For example, `nix build nixpkgs.hello` builds the `hello` package provided by
the `nixpkgs` flake listed in the registry. `nix` will automatically
download/upload the registry and flakes as needed.
* `nix build` without arguments will build the flake in the current
directory (or some parent).
* `nix flake update` generates `flake.lock` from `flake.nix`, ignoring the old
lockfile.
* `nixos-rebuild` will build a configuration from a (locked) flake. Evaluation
is done in pure mode to ensure there are no unaccounted inputs. Thus the
NixOS configuration can be reproduced unambiguously from the top-level flake.
* Nix code can query flake metadata such as `commitHash` (the Git revision) or
`edition` (the date of the last commit). This is useful for NixOS to compute
the NixOS version string (which will be the revision of the top-level
configuration flake, uniquely identifying the configuration).

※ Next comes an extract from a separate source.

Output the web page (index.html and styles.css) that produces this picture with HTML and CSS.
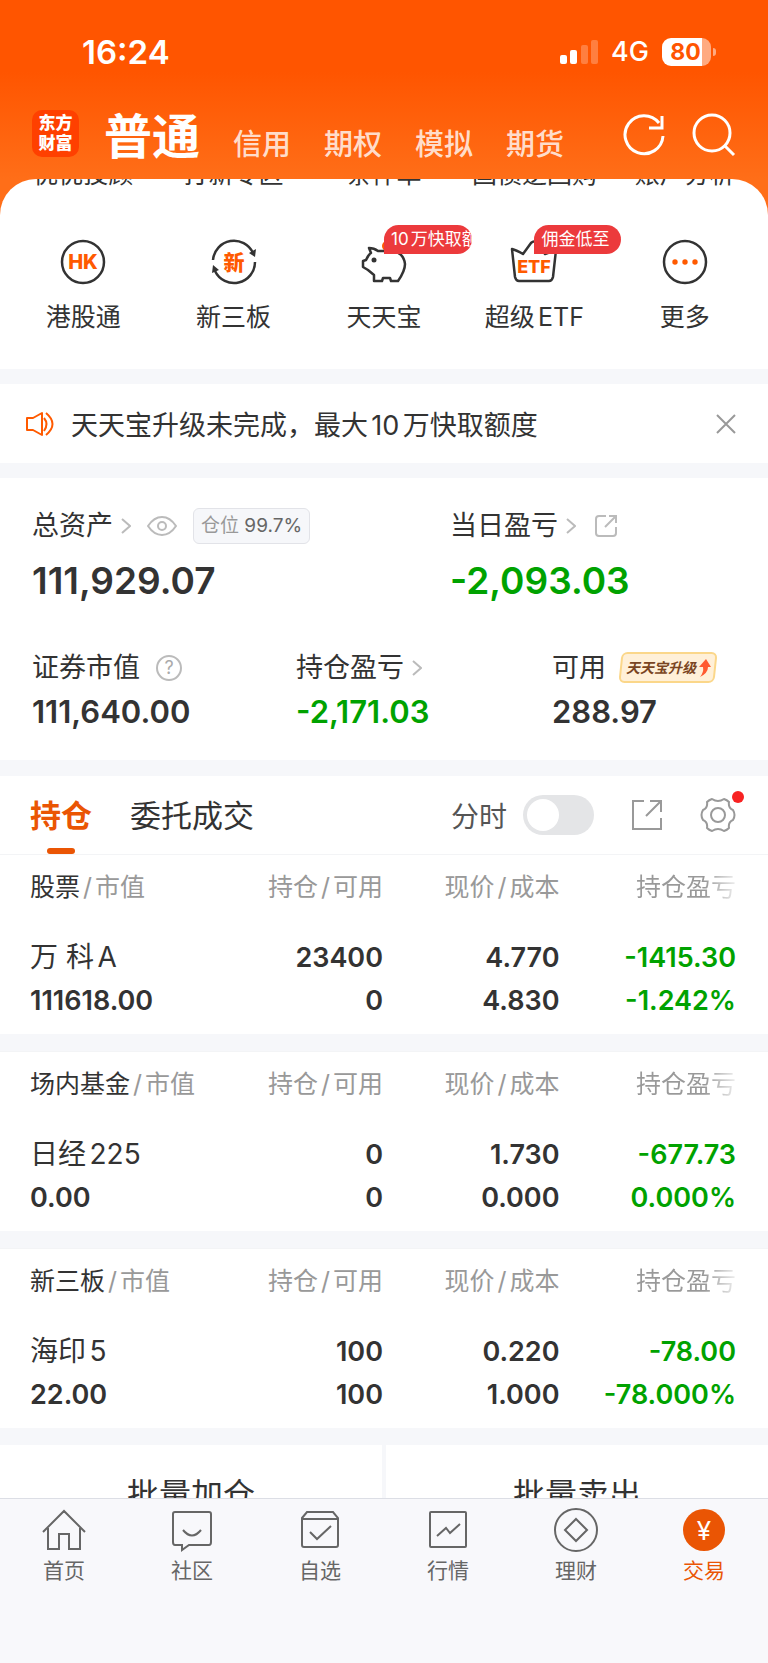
FILE: index.html
```
<!DOCTYPE html>
<html lang="zh-CN">
<head>
    <meta charset="UTF-8">
    <meta name="viewport" content="width=device-width, initial-scale=1.0">
    <title>交易</title>
    <link rel="stylesheet" href="styles.css">
</head>
<body>

    <header class="header">
        <div class="status">
            <span class="time">16:24</span>
            <div class="status-right">
                <svg class="signal" width="38" height="24" viewBox="0 0 38 24" fill="#fff">
                    <rect x="0" y="15" width="7" height="9" rx="2"/>
                    <rect x="10" y="10" width="7" height="14" rx="2"/>
                    <rect x="21" y="5" width="7" height="19" rx="2" opacity=".25"/>
                    <rect x="31" y="0" width="7" height="24" rx="2" opacity=".25"/>
                </svg>
                <span class="network">4G</span>
                <div class="battery">80</div>
            </div>
        </div>
        <div class="header-bar">
            <div class="logo">东方<br>财富</div>
            <nav class="accounts">
                <a href="#" class="current">普通</a>
                <a href="#">信用</a>
                <a href="#">期权</a>
                <a href="#">模拟</a>
                <a href="#">期货</a>
            </nav>
            <div class="header-actions">
                <button aria-label="刷新">
                    <svg width="44" height="44" viewBox="0 0 44 44" fill="none" stroke="#fff" stroke-width="3">
                        <path d="M41 23A19 19 0 1 1 37 10"/>
                        <path d="M40 3V15H27"/>
                    </svg>
                </button>
                <button aria-label="搜索">
                    <svg width="44" height="44" viewBox="0 0 44 44" fill="none" stroke="#fff" stroke-width="3">
                        <circle cx="20" cy="20" r="18"/>
                        <path d="M32 32L42 42"/>
                    </svg>
                </button>
            </div>
        </div>
    </header>

    <main class="content">
        <section class="sheet">
            <div class="entries hidden-row">
                <a href="#">优优投顾</a>
                <a href="#">打新专区</a>
                <a href="#">条件单</a>
                <a href="#">国债逆回购</a>
                <a href="#">账户分析</a>
            </div>
            <div class="entries">
                <a href="#" class="entry">
                    <svg width="48" height="48" viewBox="0 0 48 48">
                        <circle cx="24" cy="24" r="21" fill="none" stroke="#333" stroke-width="2.5"/>
                        <text x="24" y="31" text-anchor="middle" class="icon-text hk">HK</text>
                    </svg>
                    <span>港股通</span>
                </a>
                <a href="#" class="entry">
                    <svg width="48" height="48" viewBox="0 0 48 48">
                        <g fill="none" stroke="#333" stroke-width="2.5">
                            <path d="M3 22A21 21 0 0 1 43 15"/>
                            <path d="M45 24A21 21 0 0 1 5 33"/>
                        </g>
                        <path d="M39 15L46 11L45 19Z M2 35L3 27L9 32Z" fill="#333"/>
                        <text x="24" y="32" text-anchor="middle" class="icon-text xin">新</text>
                    </svg>
                    <span>新三板</span>
                </a>
                <a href="#" class="entry">
                    <svg width="48" height="48" viewBox="0 0 48 48">
                        <circle cx="27" cy="8" r="5" fill="#ff5a00"/>
                        <path d="M9 10Q14 10 18 13H34Q44 16 45 26Q45 33 38 43H31L30 40H23L22 43H14V37L8 32L3 29V23L6 22Q8 17 11 15Z" fill="#fff" stroke="#333" stroke-width="2.5" stroke-linejoin="round"/>
                        <circle cx="14" cy="22" r="2.5" fill="#333"/>
                    </svg>
                    <span>天天宝</span>
                    <em class="tag">10万快取额</em>
                </a>
                <a href="#" class="entry">
                    <svg width="48" height="48" viewBox="0 0 48 48">
                        <path d="M2 11Q6 12 13 16L21 5Q24 2 27 5L35 16L46 12L43 39Q42 43 39 43H9Q6 43 5 39Z" fill="#fff" stroke="#333" stroke-width="2.5" stroke-linejoin="round"/>
                        <text x="24" y="35" text-anchor="middle" class="icon-text etf">ETF</text>
                    </svg>
                    <span>超级ETF</span>
                    <em class="tag">佣金低至</em>
                </a>
                <a href="#" class="entry">
                    <svg width="48" height="48" viewBox="0 0 48 48">
                        <circle cx="24" cy="24" r="21" fill="none" stroke="#333" stroke-width="2.5"/>
                        <g fill="#ff5a00">
                            <circle cx="14" cy="24" r="2.7"/>
                            <circle cx="24" cy="24" r="2.7"/>
                            <circle cx="34" cy="24" r="2.7"/>
                        </g>
                    </svg>
                    <span>更多</span>
                </a>
            </div>
        </section>

        <section class="notice">
            <svg width="28" height="26" viewBox="0 0 28 26" fill="none" stroke="#ff5a00" stroke-width="2">
                <path d="M1 7H7L16 2V24L7 19H1Z" stroke-linejoin="round"/>
                <path d="M18 7Q23 13 18 20"/>
                <path d="M20 2Q33 13 20 24"/>
            </svg>
            <p>天天宝升级未完成，最大10万快取额度</p>
            <button aria-label="关闭">
                <svg width="20" height="20" viewBox="0 0 20 20" fill="none" stroke="#999" stroke-width="2">
                    <path d="M1 1L19 19M19 1L1 19"/>
                </svg>
            </button>
        </section>

        <section class="assets">
            <div class="assets-main">
                <div>
                    <div class="label">
                        总资产
                        <svg class="arrow" width="10" height="16" viewBox="0 0 10 16"><path d="M1 1L9 8L1 15"/></svg>
                        <svg class="eye" width="30" height="20" viewBox="0 0 30 20"><path d="M1 10Q7 1 15 1T29 10Q23 19 15 19T1 10Z"/><circle cx="15" cy="10" r="4"/></svg>
                        <span class="position">仓位 <b>99.7%</b></span>
                    </div>
                    <div class="value">111,929.07</div>
                </div>
                <div>
                    <div class="label">
                        当日盈亏
                        <svg class="arrow" width="10" height="16" viewBox="0 0 10 16"><path d="M1 1L9 8L1 15"/></svg>
                        <svg class="share" width="24" height="24" viewBox="0 0 24 24"><path d="M12 2H5Q2 2 2 5V19Q2 22 5 22H19Q22 22 22 19V13"/><path d="M11 13L22 2M15 2H22V9"/></svg>
                    </div>
                    <div class="value down">-2,093.03</div>
                </div>
            </div>
            <div class="assets-sub">
                <div>
                    <div class="label">
                        证券市值
                        <svg class="help" width="26" height="26" viewBox="0 0 26 26"><circle cx="13" cy="13" r="12"/><text x="13" y="19" text-anchor="middle">?</text></svg>
                    </div>
                    <div class="value">111,640.00</div>
                </div>
                <div>
                    <div class="label">
                        持仓盈亏
                        <svg class="arrow" width="10" height="16" viewBox="0 0 10 16"><path d="M1 1L9 8L1 15"/></svg>
                    </div>
                    <div class="value down">-2,171.03</div>
                </div>
                <div>
                    <div class="label">
                        可用
                        <a href="#" class="upgrade">天天宝升级<svg width="13" height="18" viewBox="0 0 13 18"><path d="M8 0L13 8H10Q10 14 2 18Q6 13 5 8H1Z" fill="#ff5a30"/></svg></a>
                    </div>
                    <div class="value">288.97</div>
                </div>
            </div>
        </section>

        <section class="holdings">
            <div class="tabs">
                <button class="tab active">持仓</button>
                <button class="tab">委托成交</button>
                <label class="switch-label" for="minute">分时</label>
                <input type="checkbox" id="minute" class="switch">
                <button class="tool" aria-label="分享">
                    <svg width="32" height="32" viewBox="0 0 32 32" fill="none" stroke="#999" stroke-width="2">
                        <path d="M13 2H2V30H30V19"/>
                        <path d="M15 17L30 2M19 2H30V13"/>
                    </svg>
                </button>
                <button class="tool gear" aria-label="设置">
                    <svg width="36" height="36" viewBox="0 0 36 36" fill="none" stroke="#999" stroke-width="2" stroke-linejoin="round">
                        <path d="M12 2Q18 6 24 2Q27 3 29 5Q28 11 33 13Q36 18 33 23Q28 25 29 31Q27 33 24 34Q18 30 12 34Q9 33 7 31Q8 25 3 23Q0 18 3 13Q8 11 7 5Q9 3 12 2Z"/>
                        <circle cx="18" cy="18" r="7"/>
                    </svg>
                </button>
            </div>

            <table class="group">
                <thead>
                    <tr><th><b>股票</b><i>/</i>市值</th><th>持仓<i>/</i>可用</th><th>现价<i>/</i>成本</th><th class="fade">持仓盈亏</th></tr>
                </thead>
                <tbody>
                    <tr><td class="name">万 科A</td><td>23400</td><td>4.770</td><td class="down">-1415.30</td></tr>
                    <tr><td>111618.00</td><td>0</td><td>4.830</td><td class="down">-1.242%</td></tr>
                </tbody>
            </table>

            <table class="group">
                <thead>
                    <tr><th><b>场内基金</b><i>/</i>市值</th><th>持仓<i>/</i>可用</th><th>现价<i>/</i>成本</th><th class="fade">持仓盈亏</th></tr>
                </thead>
                <tbody>
                    <tr><td class="name">日经225</td><td>0</td><td>1.730</td><td class="down">-677.73</td></tr>
                    <tr><td>0.00</td><td>0</td><td>0.000</td><td class="down">0.000%</td></tr>
                </tbody>
            </table>

            <table class="group">
                <thead>
                    <tr><th><b>新三板</b><i>/</i>市值</th><th>持仓<i>/</i>可用</th><th>现价<i>/</i>成本</th><th class="fade">持仓盈亏</th></tr>
                </thead>
                <tbody>
                    <tr><td class="name">海印5</td><td>100</td><td>0.220</td><td class="down">-78.00</td></tr>
                    <tr><td>22.00</td><td>100</td><td>1.000</td><td class="down">-78.000%</td></tr>
                </tbody>
            </table>
        </section>

        <div class="batch">
            <button>批量加仓</button>
            <button>批量卖出</button>
        </div>
    </main>

    <nav class="tabbar">
        <a href="#">
            <svg width="44" height="44" viewBox="0 0 44 44">
                <path d="M1 24L22 3L43 24M6 20V41H17V26H27V41H38V20"/>
            </svg>
            首页
        </a>
        <a href="#">
            <svg width="44" height="44" viewBox="0 0 44 44">
                <path d="M5 4H39Q41 4 41 6V34Q41 37 39 37H19L12 42V37H5Q3 37 3 34V6Q3 4 5 4Z"/>
                <path d="M13 22Q22 33 31 22"/>
            </svg>
            社区
        </a>
        <a href="#">
            <svg width="44" height="44" viewBox="0 0 44 44">
                <path d="M4 10L9 4H35L40 10V37Q40 39 38 39H6Q4 39 4 37ZM4 11H40M12 24L19 31L33 18"/>
            </svg>
            自选
        </a>
        <a href="#">
            <svg width="44" height="44" viewBox="0 0 44 44">
                <rect x="4" y="4" width="36" height="35" rx="1"/>
                <path d="M11 28L20 20L24 25L34 16"/>
            </svg>
            行情
        </a>
        <a href="#">
            <svg width="44" height="44" viewBox="0 0 44 44">
                <circle cx="22" cy="22" r="21"/>
                <path d="M22 11L33 22L22 33L11 22Z"/>
            </svg>
            理财
        </a>
        <a href="#" class="active">
            <svg width="44" height="44" viewBox="0 0 44 44">
                <circle class="disc" cx="22" cy="22" r="21"/>
                <text x="22" y="32" text-anchor="middle">¥</text>
            </svg>
            交易
        </a>
    </nav>

</body>
</html>
```
FILE: styles.css
```
* {
    box-sizing: border-box;
}

body {
    font-family: Inter, 'Noto Sans CJK SC', sans-serif;
    text-autospace: normal;
    margin: 0;
    height: 100vh;
    display: flex;
    flex-direction: column;
    overflow: hidden;
    color: #333;
    background-color: #f6f7fa;
}

a {
    color: inherit;
    text-decoration: none;
}

button {
    font: inherit;
    color: inherit;
    background: none;
    border: none;
    padding: 0;
}

svg {
    display: block;
    flex-shrink: 0;
}

.down {
    color: #00a200;
}

/* header */
.header {
    background: linear-gradient(#ff5500 40%, #ff6e18);
    color: white;
    height: 179px;
    flex-shrink: 0;
}

.status {
    display: flex;
    justify-content: space-between;
    align-items: center;
    padding: 32px 52px 0 82px;
    height: 71px;
}

.time {
    font-size: 33px;
    font-weight: 600;
}

.status-right {
    display: flex;
    align-items: center;
}

.network {
    font-size: 27px;
    font-weight: 500;
    margin: 0 13px;
}

.battery {
    width: 49px;
    height: 28px;
    line-height: 28px;
    margin-right: 5px;
    padding-right: 2px;
    border-radius: 9px;
    background: linear-gradient(to right, #fff 82%, #ffaa80 82%);
    color: #ff5500;
    font-size: 23px;
    font-weight: 700;
    text-align: center;
    position: relative;
}

.battery::after {
    content: "";
    position: absolute;
    right: -5px;
    top: 10px;
    width: 3px;
    height: 8px;
    border-radius: 0 4px 4px 0;
    background-color: #ffaa80;
}

.header-bar {
    display: flex;
    align-items: center;
    height: 108px;
    padding: 16px 32px 0 32px;
}

.logo {
    width: 47px;
    height: 47px;
    padding-top: 3px;
    border-radius: 10px;
    background-color: #ff4000;
    font-size: 17px;
    line-height: 20px;
    font-weight: 900;
    text-align: center;
}

.accounts {
    display: flex;
    align-items: flex-end;
    gap: 33px;
    margin-left: 25px;
    padding-top: 7px;
    font-size: 29px;
    font-weight: 500;
    line-height: 40px;
    color: rgba(255, 255, 255, 0.8);
}

.accounts .current {
    font-size: 48px;
    line-height: 56px;
    font-weight: 700;
    color: white;
}

.header-actions {
    display: flex;
    gap: 26px;
    margin-left: auto;
    padding-top: 3px;
}

/* entries */
.content {
    flex: 1;
    min-height: 0;
    overflow: hidden;
    background: linear-gradient(#ff6e18 60px, #f6f7fa 60px);
}

.sheet {
    background-color: white;
    border-radius: 36px 36px 0 0;
    overflow: hidden;
    height: 190px;
    margin-bottom: 15px;
}

.entries {
    display: grid;
    grid-template-columns: repeat(5, 1fr);
    padding: 0 8px;
    font-size: 25px;
    line-height: 30px;
    text-align: center;
    white-space: nowrap;
}

.hidden-row {
    margin-top: -20px;
    margin-bottom: 49px;
}

.entry {
    display: flex;
    flex-direction: column;
    align-items: center;
    gap: 16px;
    position: relative;
}

.icon-text {
    fill: #ff5a00;
    font-weight: 800;
}

.hk {
    font-size: 20px;
}

.xin {
    font-size: 21px;
}

.etf {
    font-size: 18px;
}

.tag {
    position: absolute;
    left: 50%;
    top: -13px;
    max-width: 88px;
    height: 29px;
    line-height: 29px;
    padding: 0 12px 0 7px;
    border-radius: 15px 15px 15px 0;
    background-color: #ec3a3c;
    color: white;
    font-size: 17px;
    font-style: normal;
    overflow: hidden;
}

/* notice */
.notice {
    display: flex;
    align-items: center;
    height: 79px;
    margin-bottom: 15px;
    padding: 0 32px 0 26px;
    background-color: white;
    font-size: 27px;
}

.notice p {
    flex: 1;
    margin: 0 0 0 17px;
}

/* assets */
.assets {
    background-color: white;
    height: 282px;
    margin-bottom: 16px;
    padding: 28px 34px 0 32px;
}

.assets-main {
    display: grid;
    grid-template-columns: 418fr 284fr;
    margin-bottom: 33px;
}

.assets-sub {
    display: grid;
    grid-template-columns: 264fr 256fr 182fr;
}

.label {
    display: flex;
    align-items: center;
    height: 40px;
    font-size: 27px;
    line-height: 36px;
    padding-bottom: 1px;
    white-space: nowrap;
}

.label svg {
    fill: none;
    stroke: #bbb;
    stroke-width: 2;
}

.arrow {
    margin-left: 8px;
}

.eye {
    margin-left: 16px;
}

.share {
    margin-left: 18px;
}

.help {
    margin-left: 16px;
}

.help text {
    fill: #aaa;
    stroke: none;
    font-size: 18px;
}

.position {
    height: 36px;
    line-height: 34px;
    margin-left: 16px;
    padding: 0 7px;
    border: 1px solid #e2e3e8;
    border-radius: 6px;
    background-color: #f6f7fa;
    font-size: 19px;
    color: #999;
}

.position b {
    font-weight: 400;
    color: #666;
}

.value {
    font-weight: 600;
    white-space: nowrap;
}

.assets-main .value {
    font-size: 37px;
    line-height: 69px;
}

.assets-sub .value {
    font-size: 31px;
    line-height: 48px;
}

.upgrade {
    display: flex;
    align-items: center;
    gap: 2px;
    height: 31px;
    margin-left: 14px;
    padding: 0 5px 0 6px;
    position: relative;
    z-index: 0;
    font-size: 14px;
    font-weight: 700;
    font-style: italic;
    color: #7a4522;
}

.upgrade::before {
    content: "";
    position: absolute;
    inset: 0;
    z-index: -1;
    border: 2px solid #fbd78a;
    border-radius: 6px;
    background-color: #fff0d8;
    transform: skewX(-6deg);
}

.upgrade svg {
    stroke: none;
}

/* holdings */
.tabs {
    display: flex;
    align-items: center;
    height: 78px;
    padding: 0 32px 0 30px;
    background-color: white;
}

.tab {
    height: 78px;
    margin-right: 38px;
    padding-bottom: 4px;
    font-size: 31px;
    position: relative;
}

.tab.active {
    color: #ea5504;
    font-weight: 700;
}

.tab.active::after {
    content: "";
    position: absolute;
    left: 50%;
    bottom: 0;
    width: 28px;
    height: 6px;
    margin-left: -14px;
    border-radius: 3px;
    background-color: #ea5504;
}

.switch-label {
    margin-left: auto;
    font-size: 28px;
    color: #555;
}

.switch {
    appearance: none;
    width: 71px;
    height: 40px;
    margin: 0 37px 0 16px;
    padding: 4px;
    border-radius: 20px;
    background-color: #e4e5e7;
}

.switch::before {
    content: "";
    display: block;
    width: 32px;
    height: 32px;
    border-radius: 50%;
    background-color: white;
}

.switch:checked {
    background-color: #ea5504;
}

.switch:checked::before {
    margin-left: auto;
}

.gear {
    margin-left: 37px;
    position: relative;
}

.gear::after {
    content: "";
    position: absolute;
    right: -8px;
    top: -6px;
    width: 12px;
    height: 12px;
    border-radius: 50%;
    background-color: #f82222;
}

.group {
    width: 100%;
    height: 180px;
    table-layout: fixed;
    border-collapse: separate;
    border-spacing: 0;
    margin-bottom: 17px;
    padding: 0 32px 12px 30px;
    background-color: white;
    box-shadow: inset 0 1px #f3f4f6;
}

.group th,
.group td {
    padding: 0;
    text-align: right;
    white-space: nowrap;
}

.group th:first-child,
.group td:first-child {
    text-align: left;
}

.group th {
    height: 64px;
    padding-bottom: 2px;
    font-size: 25px;
    font-weight: 400;
    color: #999;
}

.group th b {
    font-weight: 400;
    color: #333;
}

.group th i {
    margin: 0 3px;
    font-style: normal;
}

.group .fade {
    color: transparent;
    background: linear-gradient(to right, #999 82%, #eee) text;
}

.group td {
    height: 43px;
    line-height: 43px;
    font-size: 27px;
    font-weight: 600;
}

.group tbody tr:first-child td {
    height: 61px;
    padding-top: 18px;
}

.group .name {
    font-size: 28px;
    font-weight: 400;
}

.batch {
    display: grid;
    grid-template-columns: 1fr 1fr;
    gap: 4px;
}

.batch button {
    height: 98px;
    padding-bottom: 4px;
    background-color: white;
    font-size: 32px;
}

/* bottom bar */
.tabbar {
    display: grid;
    grid-template-columns: repeat(6, 1fr);
    height: 165px;
    flex-shrink: 0;
    padding-top: 9px;
    border-top: 1px solid #dcdee5;
    background-color: #f8f8fb;
    font-size: 21px;
    line-height: 30px;
    color: #666;
}

.tabbar a {
    display: flex;
    flex-direction: column;
    align-items: center;
    gap: 4px;
}

.tabbar svg {
    fill: none;
    stroke: #666;
    stroke-width: 2;
}

.tabbar .active {
    color: #ea5504;
}

.tabbar .disc {
    fill: #ea5504;
    stroke: none;
}

.tabbar text {
    fill: white;
    stroke: none;
    font-size: 26px;
}
```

* Hydra jobset configurations will consist of a single flake reference. Thus we
can get rid of jobset inputs; any other needed repositories can be fetched by
the top-level flake. The top-level flake can be locked or unlocked; if some
dependencies are unlocked, then Nix will fetch the latest revision for each.
## Example flake
Let us look at an example of a `flake.nix` file, here for `dwarffs`, a small
repository that provides a single package and a single NixOS module.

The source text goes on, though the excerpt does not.